Common sand casting risks include porosity, shrinkage, inclusions, cold shut, core shift, sand burn-on, and dimensional variation. The drawing should identify critical surfaces, pressure areas, machined datums, and hidden surfaces so the supplier can plan the inspection scope.
Buyers should also define whether the casting requires NDT, pressure testing, material certification, heat treatment records, or dimensional reports. These requirements affect cost and production planning.
A complete RFQ should show the design intent and the manufacturing constraints. Neway needs to understand which features are functional, cosmetic, internal, machined, or only reference geometry.

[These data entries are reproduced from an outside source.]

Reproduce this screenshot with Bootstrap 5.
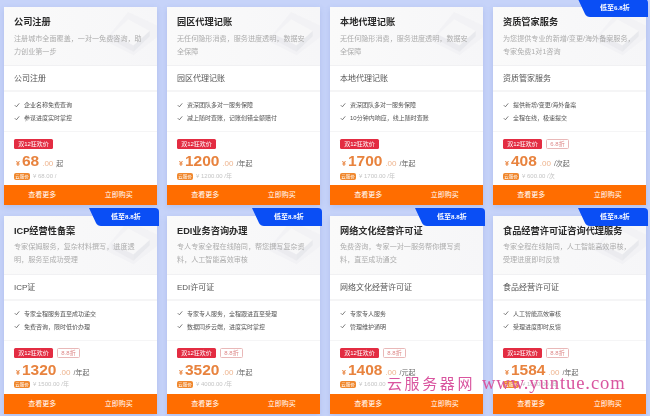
<!doctype html>
<html lang="zh"><head><meta charset="utf-8"><title>服务</title>
<link href="https://cdn.jsdelivr.net/npm/bootstrap@5.3.0/dist/css/bootstrap.min.css" rel="stylesheet">
<style>
html,body{height:416px;overflow:hidden;background:#c6d3f9}
body{font-family:"Liberation Sans","Noto Sans CJK SC",sans-serif;position:relative}
.sheet{display:grid;grid-template-columns:repeat(4,153px);grid-auto-rows:198px;gap:10.5px 10px;padding:7px 4px 0;filter:blur(.4px)}
.offer{position:relative;background:#fff;border:0;border-radius:0;color:#333;box-shadow:0 2px 6px rgba(80,100,180,.18)}
.offer-head{position:relative;height:59px;padding:10px 10px 0;background:linear-gradient(90deg,#fafafa,#f6f6f8);overflow:hidden;flex:none;border-bottom:1px solid #f1f1f3}
.offer-art{position:absolute;right:0;top:3px;width:56px;height:50px}
.offer-title{position:relative;font-size:9.2px;line-height:11px;font-weight:700;color:#2a2a2a;margin:0 0 4.500px;white-space:nowrap}
.offer-desc{position:relative;font-size:7.1px;line-height:13px;color:#adadad;margin:0}
.offer-name{height:26px;line-height:25px;padding:0 10px;font-size:8px;color:#555;border-bottom:2px solid #f5f5f6;flex:none}
.offer-list{height:40px;padding:7px 10px 0;margin:0;list-style:none;font-size:6px;line-height:13px;color:#555;border-bottom:1px solid #f5f5f6;flex:none}
.offer-list svg{width:6px;height:6px;margin-right:4px;vertical-align:-.5px}
.offer-price{padding:7px 10px 0;flex:1 1 auto;min-height:0;overflow:hidden}
.tag-row{display:flex;gap:4px;height:10px}
.tag-red{width:39px;height:10px;background:#e32c42;color:#fff;border-radius:1.5px;font-size:6px;line-height:10px;text-align:center}
.tag-line{width:23px;height:10px;border:1px solid #e9b8b8;color:#d88;border-radius:1.5px;font-size:6px;line-height:8px;text-align:center}
.amount{display:flex;align-items:baseline;height:19px;line-height:19px;color:#e8833e;margin-top:2px;padding-left:2px}
.amount-y{font-size:7px;margin-right:2px;font-weight:700}
.amount-n{font-size:15.5px;font-weight:700}
.amount-d{font-size:8px;margin:0 3px 0 3px;color:#eeb48e}
.amount-u{font-size:7px;color:#666}
.old{display:flex;align-items:center;gap:3px;height:8px;margin-top:2px;font-size:6px;color:#c4c4c4;white-space:nowrap}
.old-tag{width:16px;height:7px;background:#f0882e;color:#fff;border-radius:2px;font-size:4.5px;line-height:7px;text-align:center}
.offer-btns{display:flex;height:20px;background:#ff6d00;flex:none}
.offer-btn{flex:1 1 0;color:#fff;font-size:7px;line-height:20px;text-align:center;padding:0;border:0;border-radius:0;background:transparent}
.ribbon{position:absolute;top:-8px;right:-2px;width:70px;height:18px;z-index:2;color:#fff;font:700 7px/18px "Liberation Serif","Noto Sans CJK SC",serif;padding-left:22px}
.ribbon svg{position:absolute;inset:0;width:70px;height:18px;z-index:-1}
.mark-wm{position:absolute;left:387px;top:372px;z-index:5;white-space:nowrap;color:#d9559f;font-family:"Liberation Serif","Noto Sans CJK SC",serif;font-size:15px;line-height:22px}
.mark-cn{letter-spacing:2.6px;margin-right:7px}
.mark-en{font-size:18.6px;letter-spacing:.9px}
</style></head>
<body>
<svg width="0" height="0" class="position-absolute">
<defs>
<symbol id="art" viewBox="0 0 62 55"><path d="M30 2 62 17V30L36 50 4 34Z" fill="#efeff2" opacity=".65"/><path d="M30 10 54 23 36 39 12 27Z" fill="#f7f7f8"/><path d="M12 27 36 39V46L12 33Z" fill="#e8e8ec" opacity=".7"/><path d="M36 39 54 23V29L36 46Z" fill="#e4e5e9" opacity=".7"/></symbol>
<symbol id="tick" viewBox="0 0 8 8"><path d="M1 4.200 3.200 6.400 7 1.800" fill="none" stroke="#555" stroke-width="1"/></symbol>
<symbol id="rib" viewBox="0 0 70 18"><path d="M0 0H66Q70 0 70 4V18H12Q8.500 18 7 15Z" fill="#0a4ef5"/></symbol>
</defs></svg>
<main class="sheet">

<article class="card offer d-flex flex-column">
<header class="offer-head"><svg class="offer-art"><use href="#art"/></svg><h3 class="offer-title">公司注册</h3><p class="offer-desc">注册城市全面覆盖，一对一免费咨询，助力创业第一步</p></header>
<div class="offer-name">公司注册</div>
<ul class="offer-list"><li><svg><use href="#tick"/></svg>企业名称免费查询</li><li><svg><use href="#tick"/></svg>参谋进度实时掌控</li></ul>
<div class="offer-price"><div class="tag-row"><span class="tag-red">双12狂欢价</span></div><div class="amount"><span class="amount-y">¥</span><span class="amount-n">68</span><span class="amount-d">.00</span><span class="amount-u">起</span></div><div class="old"><span class="old-tag">云服价</span>¥ 68.00 /</div></div>
<div class="offer-btns"><a class="btn offer-btn">查看更多</a><a class="btn offer-btn">立即购买</a></div>
</article>

<article class="card offer d-flex flex-column">
<header class="offer-head"><svg class="offer-art"><use href="#art"/></svg><h3 class="offer-title">园区代理记账</h3><p class="offer-desc">无任何隐形消费，服务进度透明，数据安全保障</p></header>
<div class="offer-name">园区代理记账</div>
<ul class="offer-list"><li><svg><use href="#tick"/></svg>资深团队多对一服务保障</li><li><svg><use href="#tick"/></svg>减上随时查账，记账创错全额赔付</li></ul>
<div class="offer-price"><div class="tag-row"><span class="tag-red">双12狂欢价</span></div><div class="amount"><span class="amount-y">¥</span><span class="amount-n">1200</span><span class="amount-d">.00</span><span class="amount-u">/年起</span></div><div class="old"><span class="old-tag">云服价</span>¥ 1200.00 /年</div></div>
<div class="offer-btns"><a class="btn offer-btn">查看更多</a><a class="btn offer-btn">立即购买</a></div>
</article>

<article class="card offer d-flex flex-column">
<header class="offer-head"><svg class="offer-art"><use href="#art"/></svg><h3 class="offer-title">本地代理记账</h3><p class="offer-desc">无任何隐形消费，服务进度透明，数据安全保障</p></header>
<div class="offer-name">本地代理记账</div>
<ul class="offer-list"><li><svg><use href="#tick"/></svg>资深团队多对一服务保障</li><li><svg><use href="#tick"/></svg>10分钟内响应，线上随时查账</li></ul>
<div class="offer-price"><div class="tag-row"><span class="tag-red">双12狂欢价</span></div><div class="amount"><span class="amount-y">¥</span><span class="amount-n">1700</span><span class="amount-d">.00</span><span class="amount-u">/年起</span></div><div class="old"><span class="old-tag">云服价</span>¥ 1700.00 /年</div></div>
<div class="offer-btns"><a class="btn offer-btn">查看更多</a><a class="btn offer-btn">立即购买</a></div>
</article>

<article class="card offer d-flex flex-column">
<div class="ribbon"><svg><use href="#rib"/></svg>低至6.8折</div>
<header class="offer-head"><svg class="offer-art"><use href="#art"/></svg><h3 class="offer-title">资质管家服务</h3><p class="offer-desc">为您提供专业的新增/变更/海外备案服务，专家免费1对1咨询</p></header>
<div class="offer-name">资质管家服务</div>
<ul class="offer-list"><li><svg><use href="#tick"/></svg>提供新增/变更/海外备案</li><li><svg><use href="#tick"/></svg>全程在线，极速提交</li></ul>
<div class="offer-price"><div class="tag-row"><span class="tag-red">双12狂欢价</span><span class="tag-line">6.8折</span></div><div class="amount"><span class="amount-y">¥</span><span class="amount-n">408</span><span class="amount-d">.00</span><span class="amount-u">/次起</span></div><div class="old"><span class="old-tag">云服价</span>¥ 600.00 /次</div></div>
<div class="offer-btns"><a class="btn offer-btn">查看更多</a><a class="btn offer-btn">立即购买</a></div>
</article>

<article class="card offer d-flex flex-column">
<div class="ribbon"><svg><use href="#rib"/></svg>低至8.8折</div>
<header class="offer-head"><svg class="offer-art"><use href="#art"/></svg><h3 class="offer-title">ICP经营性备案</h3><p class="offer-desc">专家保姆服务，复杂材料撰写，进度透明，服务至成功受理</p></header>
<div class="offer-name">ICP证</div>
<ul class="offer-list"><li><svg><use href="#tick"/></svg>专家全程服务直至成功递交</li><li><svg><use href="#tick"/></svg>免费咨询，限时低价办理</li></ul>
<div class="offer-price"><div class="tag-row"><span class="tag-red">双12狂欢价</span><span class="tag-line">8.8折</span></div><div class="amount"><span class="amount-y">¥</span><span class="amount-n">1320</span><span class="amount-d">.00</span><span class="amount-u">/年起</span></div><div class="old"><span class="old-tag">云服价</span>¥ 1500.00 /年</div></div>
<div class="offer-btns"><a class="btn offer-btn">查看更多</a><a class="btn offer-btn">立即购买</a></div>
</article>

<article class="card offer d-flex flex-column">
<div class="ribbon"><svg><use href="#rib"/></svg>低至8.8折</div>
<header class="offer-head"><svg class="offer-art"><use href="#art"/></svg><h3 class="offer-title">EDI业务咨询办理</h3><p class="offer-desc">专人专家全程在线陪同，帮您撰写复杂资料，人工智能高效审核</p></header>
<div class="offer-name">EDI许可证</div>
<ul class="offer-list"><li><svg><use href="#tick"/></svg>专家专人服务，全程跟进直至受理</li><li><svg><use href="#tick"/></svg>数据同步云端，进度实时掌控</li></ul>
<div class="offer-price"><div class="tag-row"><span class="tag-red">双12狂欢价</span><span class="tag-line">8.8折</span></div><div class="amount"><span class="amount-y">¥</span><span class="amount-n">3520</span><span class="amount-d">.00</span><span class="amount-u">/年起</span></div><div class="old"><span class="old-tag">云服价</span>¥ 4000.00 /年</div></div>
<div class="offer-btns"><a class="btn offer-btn">查看更多</a><a class="btn offer-btn">立即购买</a></div>
</article>

<article class="card offer d-flex flex-column">
<div class="ribbon"><svg><use href="#rib"/></svg>低至8.8折</div>
<header class="offer-head"><h3 class="offer-title">网络文化经营许可证</h3><p class="offer-desc">免费咨询，专家一对一服务帮你撰写资料，直至成功通交</p></header>
<div class="offer-name">网络文化经营许可证</div>
<ul class="offer-list"><li><svg><use href="#tick"/></svg>专家专人服务</li><li><svg><use href="#tick"/></svg>管理维护通明</li></ul>
<div class="offer-price"><div class="tag-row"><span class="tag-red">双12狂欢价</span><span class="tag-line">8.8折</span></div><div class="amount"><span class="amount-y">¥</span><span class="amount-n">1408</span><span class="amount-d">.00</span><span class="amount-u">/元起</span></div><div class="old"><span class="old-tag">云服价</span>¥ 1600.00</div></div>
<div class="offer-btns"><a class="btn offer-btn">查看更多</a><a class="btn offer-btn">立即购买</a></div>
</article>

<article class="card offer d-flex flex-column">
<div class="ribbon"><svg><use href="#rib"/></svg>低至8.8折</div>
<header class="offer-head"><svg class="offer-art"><use href="#art"/></svg><h3 class="offer-title">食品经营许可证咨询代理服务</h3><p class="offer-desc">专家全程在线陪同，人工智能高效审核，受理进度即时反馈</p></header>
<div class="offer-name">食品经营许可证</div>
<ul class="offer-list"><li><svg><use href="#tick"/></svg>人工智能高效审核</li><li><svg><use href="#tick"/></svg>受理进度即时反馈</li></ul>
<div class="offer-price"><div class="tag-row"><span class="tag-red">双12狂欢价</span><span class="tag-line">8.8折</span></div><div class="amount"><span class="amount-y">¥</span><span class="amount-n">1584</span><span class="amount-d">.00</span><span class="amount-u">/年起</span></div><div class="old"><span class="old-tag">云服价</span>¥ 1800.00 /年</div></div>
<div class="offer-btns"><a class="btn offer-btn">查看更多</a><a class="btn offer-btn">立即购买</a></div>
</article>

</main>
<div class="mark-wm"><span class="mark-cn">云服务器网</span><span class="mark-en">www.yuntue.com</span></div>
</body></html>
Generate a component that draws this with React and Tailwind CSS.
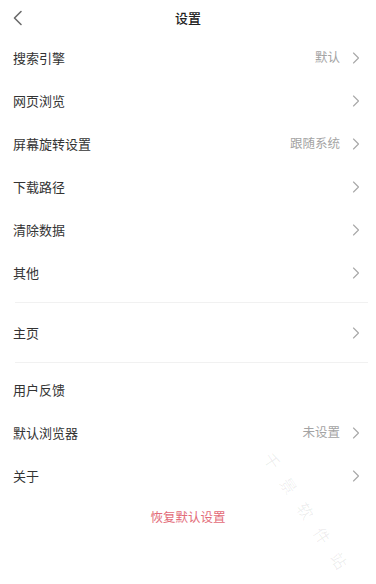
import React from "react";

const font = { fontFamily: '"Noto Sans CJK SC", "Noto Sans", sans-serif' };

const Chevron = () => (
  <svg width="8" height="12" viewBox="0 0 8 12" fill="none" className="ml-[12px]">
    <path d="M1.5 1 L6.5 6 L1.5 11" stroke="#a8a8a8" strokeWidth="1.1" strokeLinecap="round" strokeLinejoin="round" />
  </svg>
);

const Row = ({ label, value }) => (
  <div className="flex items-center h-[43px] pl-[13px] pr-[16px]">
    <span className="flex-1 text-[13px] text-[#333]">{label}</span>
    {value && <span className="text-[12.5px] text-[#a3a3a3]">{value}</span>}
    <Chevron />
  </div>
);

const Divider = ({ className }) => (
  <div className={"pl-[15px] pr-[8px] " + className}>
    <div className="h-px bg-[#f1f1f1]" />
  </div>
);

const App = () => {
  return (
    <div className="relative w-[376px] h-[584px] bg-white overflow-hidden" style={font}>
      <div className="relative flex items-center justify-center h-[36px]">
        <svg width="12" height="16" viewBox="0 0 12 16" fill="none" className="absolute left-[12px] top-[10px]">
          <path d="M9 1.5 L2.5 8 L9 14.5" stroke="#6b6b6b" strokeWidth="1.6" strokeLinecap="round" strokeLinejoin="round" />
        </svg>
        <span className="text-[13px] font-medium text-[#222]">设置</span>
      </div>

      <Row label="搜索引擎" value="默认" />
      <Row label="网页浏览" />
      <Row label="屏幕旋转设置" value="跟随系统" />
      <Row label="下载路径" />
      <Row label="清除数据" />
      <Row label="其他" />
      <Divider className="py-[8px]" />
      <Row label="主页" />
      <Divider className="pt-[8px] pb-[5px]" />
      <div className="flex items-center h-[43px] pl-[13px]">
        <span className="text-[13px] text-[#333]">用户反馈</span>
      </div>
      <Row label="默认浏览器" value="未设置" />
      <Row label="关于" />

      <div className="flex justify-center pt-[11px]">
        <span className="text-[12.5px] text-[#e36b78]">恢复默认设置</span>
      </div>

      <div className="absolute left-[268px] top-[442px] rotate-[56deg] origin-left whitespace-nowrap text-[16px] tracking-[14px] text-[#000]/[0.07] pointer-events-none">
        千景软件站
      </div>
    </div>
  );
};

export default App;
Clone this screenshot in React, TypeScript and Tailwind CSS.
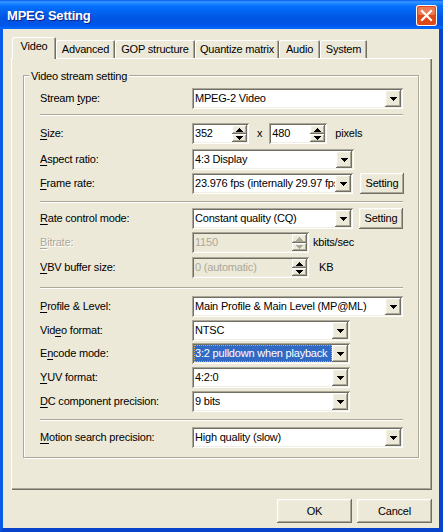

RFQ Data for Sand Casting Design | Why It Matters | Review Outcome |
|---|---|---|
3D model and 2D drawing | Shows geometry, cores, wall thickness, datums, and machined features | Pattern, core, mold, machining, and inspection review |
Material and heat treatment | Affects castability, strength, shrinkage, and machining | Alloy and process feasibility review |
Critical internal passages | Controls core design, cleaning, and test planning | Core box and inspection method review |
Production volume and revision stage | Influences pattern type and tooling cost | Prototype or production pattern recommendation |
Neway Precision reviews complex sand castings by connecting pattern design, sand mold type, core design, alloy choice, wall thickness, parting line, machining allowance, defect risk, and inspection criteria. The review focuses on whether the proposed casting can meet the buyer's design intent and production needs.
Sand casting can be compared with investment casting, gravity casting, aluminum die casting, fabrication, and machining. The correct route depends on part size, geometry, volume, tolerance, alloy, and finish requirements.
Design flexibility becomes practical when the RFQ defines the purpose of each complex feature. Clear models, drawings, materials, internal passages, machined surfaces, and inspection criteria help Neway review the casting before pattern tooling begins.